The figure was outlined to the elected members of Mayo County Council when they met the airport board last Friday to discuss the serious implications to the facility of the €300 million Shannon Airport bailout.
They were told the move will result in the loss of 300,000 passengers, cause revenue losses of up to €240 million, directly threaten 3,200 jobs, and damage ability to attract 500 new jobs.
The most worrying revelation, however, is that the airport faces ‘potential closure’ because of the situation.
There is disappointment that Taoiseach Enda Kenny is not meeting the airport directors to discuss their dilemma until January 20 at the earliest.
Standing orders were suspended at yesterday’s (Monday) budget meeting of the council to debate ‘the grave situation’ in which the east Mayo airport finds itself following the rescue package given to its main competitor.
Fianna Fáil Councillor Al McDonnell said he genuinely feared for the demise of the airport which will have devastating consequences for the existing social and economical structures in the west of Ireland.
He argued: “We are looking at a government downgrading of Knock in favour of Shannon. It should never have reached this point and the matter is of extreme urgency now.”
Independent Councillor Frank Durcan said that without Ireland West Airport Knock (IWAK), the region would be on its knees.
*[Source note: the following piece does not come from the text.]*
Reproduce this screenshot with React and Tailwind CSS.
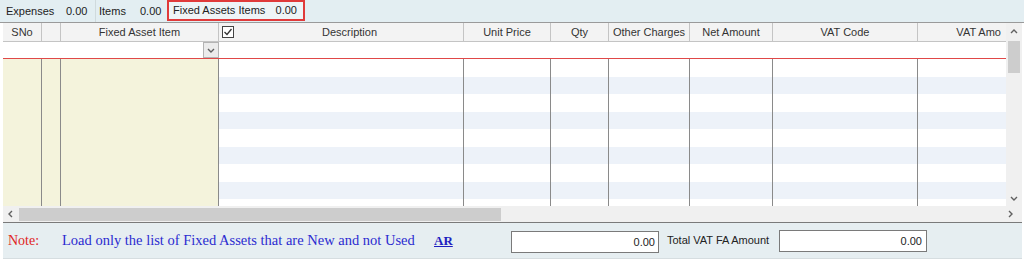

He castigated the Fine Gael party ‘for letting down the people’ and forecasted that its elected members will reap a bitter harvest.
Independent Councillor Michael Holmes stated he was ‘shocked’ by the presentation by the airport directors.
“I have never seen such a serious situation for this county in 40 years. The airport is on a life-support machine. It’s just hobbling along like a rural school with one teacher. The wool was pulled over the eyes of Taoiseach Enda Kenny by his finance and transport ministers.”
Fine Gael whip, Councillor Joe Mellett, said the members of his party were as concerned about the airport as anybody else and he hoped a resolution will be reached when Deputy Kenny meets the airport directors later this month.
“It is wrong to blame the current administration for the present difficulties and the investment figure being quoted by the airport directors is very substantial in such difficult economic times. It will not be easy to give it, but I am convinced the airport has a future,” he said.
Councillor Annie May Reape (FF) said she was amazed to learn that Junior Minister Michael Ring declined to meet the airport directors on the basis ‘it was not his responsibility’.